The district court dismissed the complaint on the grounds that JPMorgan Chase was not a “debt collector” as the term is defined under the FDCPA and that JPMorgan Chase’s conduct did not constitute “an attempt to collect a debt” and therefore was not regulated by the terms of the FDCPA.

The Eleventh Circuit affirmed on both grounds.  First, the complaint alleged in a conclusory manner that the principal purpose of JPMorgan Chase’s business is to collect on defaulted debts and that it regularly collects or attempts to collect debts owed to another. The Eleventh Circuit found that this statement merely set forth the definition of debt collector from the FDCPA verbatim and that it was not accompanied by sufficient factual averments to meet federal pleading standards. What facts were plead, that JP Morgan Chase had attempted to collect on the note and mortgage did not support this conclusory allegation because JPMorgan Chase was the payee under the note and mortgage attached as an exhibit to the complaint. As to the law firm, no facts were alleged to support the conclusory allegations of the complaint that JP Morgan Chase’s counsel was a debt collector other than a conclusory averment that amounted to a legal conclusion.
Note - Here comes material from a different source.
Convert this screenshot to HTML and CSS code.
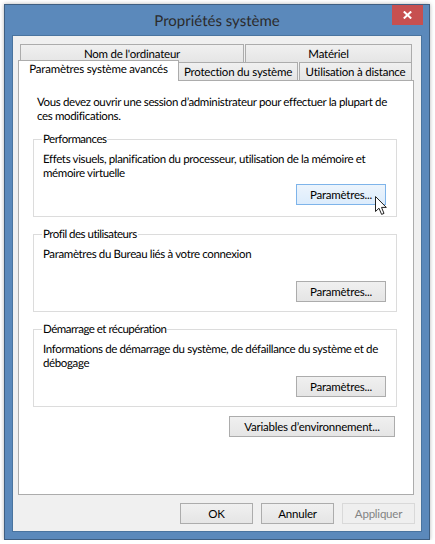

The Eleventh Circuit affirmed on the second ground as well – that the foreclosure summons and complaint were not an attempt to collect a debt from the plaintiffs.  The Eleventh Circuit begins its opinion on this issue by noting that the FDCPA applies to mortgage debt and that it applies to documents filed in litigation. However, the Eleventh Circuit held that the foreclosure complaint was not an attempt to collect a debt because it did not demand payment from the plaintiffs. With respect to the possibility of a deficiency judgment in foreclosure litigation, the Eleventh Circuit held that a request for the court to retain jurisdiction for such proceedings is neither an explicit nor implicit demand for payment from the plaintiffs. Similarly, the Eleventh Circuit held that language in the form summons provided for in the Florida Rules of Civil Procedure which warns of the possible consequences of failing to answer in litigation, including default judgment and wage garnishment, is also not an explicit or implicit demand for payment.

The holding in the Andermen opinion adds to a long line of cases where the Eleventh Circuit has recognized various fact patterns where foreclosure litigation is not considered debt collection under the FDCPA, and where foreclosure plaintiffs are not considered debt collectors under the FDCPA. Consequently, Andermen is instructive to litigants in FDCPA litigation and provides yet another cautionary tale about paying attention to the details when seeking to apply the FDCPA to fact patterns relating to judicial foreclosure.